Having a boating safety routine doesn't have to take the fun out of boating. Whenever you're preparing to cast off, check that you've prepared yourself, your boat, and your crew for a safe day on the water.
- Wear Your Life Jacket:According to the U.S. Coast Guard, approximately 78% of all fatal boating accident victims drowned in 2014, and 84% of those were not wearing a life jacket. Carry enough life jackets for every person aboard your boat, and require that they be worn by everyone, every time.
- Prepare a Float Plan: A float plan is a document that lists important information about your boat and its passengers, expected location and onboard emergency equipment. Fill out a float plan before every outing and leave it with a trusted neighbor or relative with instructions to contact the Coast Guard or other appropriate authorities if you don't arrive home by an expected time.
- Know the Weather: Whether boating is a seasonal or year-round activity in your area, knowing the weather will help keep you out of rapidly changing, dangerous conditions. Check the marine weather forecast before you set sail. And if you're planning to be aboard for several days, keep a marine radio tuned to up-to-date forecasts.
- Know the Waters: Even familiar waters can carry hidden hazards. Be sure to purchase and carry charts of any water you plan to visit. If possible, ask other boaters or marina operators of any known problem areas that may not be marked.
- Stay Alert: Prolonged exposure to sun, wind, and boat vibrations can lead to a condition called 'boaters fatigue,' which can impact your response time and decision-making skills as though you were drunk. Know your limits, and don't be afraid to ask for assistance if you need it.
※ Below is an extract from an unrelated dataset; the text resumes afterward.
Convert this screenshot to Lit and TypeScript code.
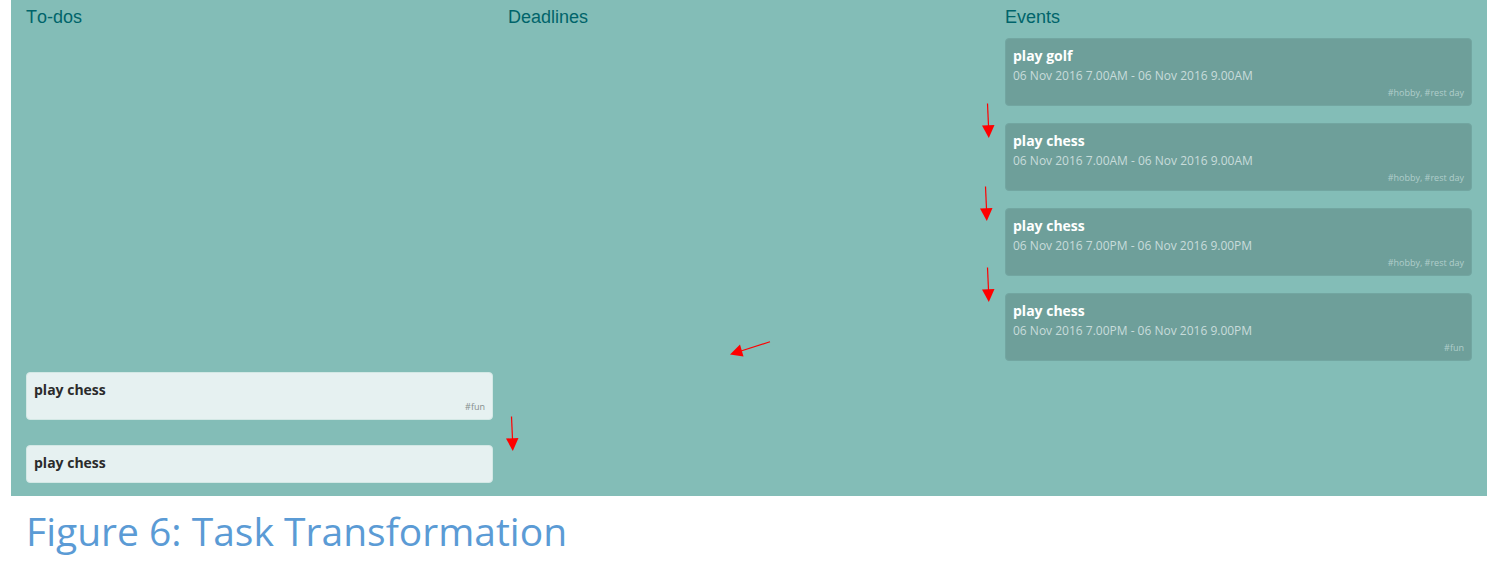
import { LitElement, html, css, nothing } from "lit";
import { customElement, property } from "lit/decorators.js";

interface Task {
  title: string;
  time?: string;
  tags?: string;
}

const todos: Task[] = [
  { title: "play chess", tags: "#fun" },
  { title: "play chess" },
];

const events: Task[] = [
  { title: "play golf", time: "06 Nov 2016 7.00AM - 06 Nov 2016 9.00AM", tags: "#hobby, #rest day" },
  { title: "play chess", time: "06 Nov 2016 7.00AM - 06 Nov 2016 9.00AM", tags: "#hobby, #rest day" },
  { title: "play chess", time: "06 Nov 2016 7.00PM - 06 Nov 2016 9.00PM", tags: "#hobby, #rest day" },
  { title: "play chess", time: "06 Nov 2016 7.00PM - 06 Nov 2016 9.00PM", tags: "#fun" },
];

@customElement("task-card")
class TaskCard extends LitElement {
  @property({ attribute: false }) task!: Task;

  static styles = css`
    :host {
      display: block;
      box-sizing: border-box;
      min-height: 38px;
      padding: 7px 7px 6px;
      border: 1px solid var(--card-edge);
      border-radius: 4px;
      background: var(--card-fill);
      font-family: "Open Sans", "Noto Sans", sans-serif;
    }
    .title {
      margin: 0;
      font-size: 14px;
      line-height: 20px;
      font-weight: 700;
      color: var(--card-title);
    }
    .time {
      margin: 0;
      font-size: 12px;
      line-height: 20px;
      color: #c8dcda;
    }
    .tags {
      margin: 0;
      font-size: 9px;
      line-height: 13px;
      text-align: right;
      color: var(--card-tags);
    }
  `;

  render() {
    const { title, time, tags } = this.task;
    return html`
      <h3 class="title">${title}</h3>
      ${time ? html`<p class="time">${time}</p>` : nothing}
      ${tags ? html`<p class="tags">${tags}</p>` : nothing}
    `;
  }
}

@customElement("app-root")
class AppRoot extends LitElement {
  static styles = css`
    :host {
      display: block;
      background: #fff;
    }
    .figure {
      margin: 0;
      padding-left: 11px;
    }
    .board {
      position: relative;
      display: grid;
      grid-template-columns: 467fr 482fr 467fr;
      gap: 15px;
      padding: 7px 15px 13px;
      min-height: 496px;
      box-sizing: border-box;
      background: #83bdb7;
    }
    .column {
      display: flex;
      flex-direction: column;
      min-width: 0;
    }
    .heading {
      margin: 0 0 10px;
      font: 400 18px/21px "Liberation Sans", Arial, sans-serif;
      font-kerning: none;
      color: #00646a;
    }
    .cards {
      flex: 1;
      display: flex;
      flex-direction: column;
      gap: 17px;
    }
    .done {
      --card-fill: #6e9f9a;
      --card-edge: #72a6a1;
      --card-title: #fff;
      --card-tags: #b0cecb;
    }
    .open {
      --card-fill: #e6f1f1;
      --card-edge: #d3e8e5;
      --card-title: #2b2b2b;
      --card-tags: #858e8d;
      justify-content: flex-end;
      gap: 25px;
    }
    .arrow {
      position: absolute;
      overflow: visible;
      fill: #f00;
      stroke: #f00;
    }
    .down {
      width: 14px;
      height: 35px;
    }
    .across {
      width: 41px;
      height: 16px;
      left: 48.7%;
      top: 341px;
    }
    .caption {
      padding: 11px 15px;
      font: 400 39px/48px "Open Sans", sans-serif;
      color: #5b9bd5;
    }
  `;

  private downArrow(left: number, top: number) {
    return html`<svg class="arrow down" style="left:${left}%;top:${top}px" viewBox="0 0 14 35" aria-hidden="true">
      <path d="M6.5 0.5L7.5 23" stroke-width="1.2" />
      <path d="M1 22.5L13.5 22L7.8 35Z" stroke="none" />
    </svg>`;
  }

  render() {
    return html`
      <figure class="figure">
        <div class="board">
          <section class="column">
            <h2 class="heading">To-dos</h2>
            <div class="cards open">${todos.map((t) => html`<task-card .task=${t}></task-card>`)}</div>
          </section>
          <section class="column">
            <h2 class="heading">Deadlines</h2>
          </section>
          <section class="column">
            <h2 class="heading">Events</h2>
            <div class="cards done">${events.map((t) => html`<task-card .task=${t}></task-card>`)}</div>
          </section>
          ${this.downArrow(65.7, 103)} ${this.downArrow(65.6, 186)} ${this.downArrow(65.7, 267)}
          ${this.downArrow(33.5, 416)}
          <svg class="arrow across" viewBox="0 0 41 16" aria-hidden="true">
            <path d="M40 0.8L11 10" stroke-width="1.2" />
            <path d="M0 13.5L10 3.5L13.5 15.5Z" stroke="none" />
          </svg>
        </div>
        <figcaption class="caption">Figure 6: Task Transformation</figcaption>
      </figure>
    `;
  }
}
- Don't Drink and Boat: Operating a boat under the influence of alcohol or drugs is illegal in every state and is a violation of federal law. There's little wonder why: the U.S. Coast Guard reports that alcohol is the leading contributing factor in fatal boating accidents. If you're bringing alcohol aboard your boat, designate a qualified operator to abstain until everyone on board is back on dry land. Better yet, leave the alcohol behind.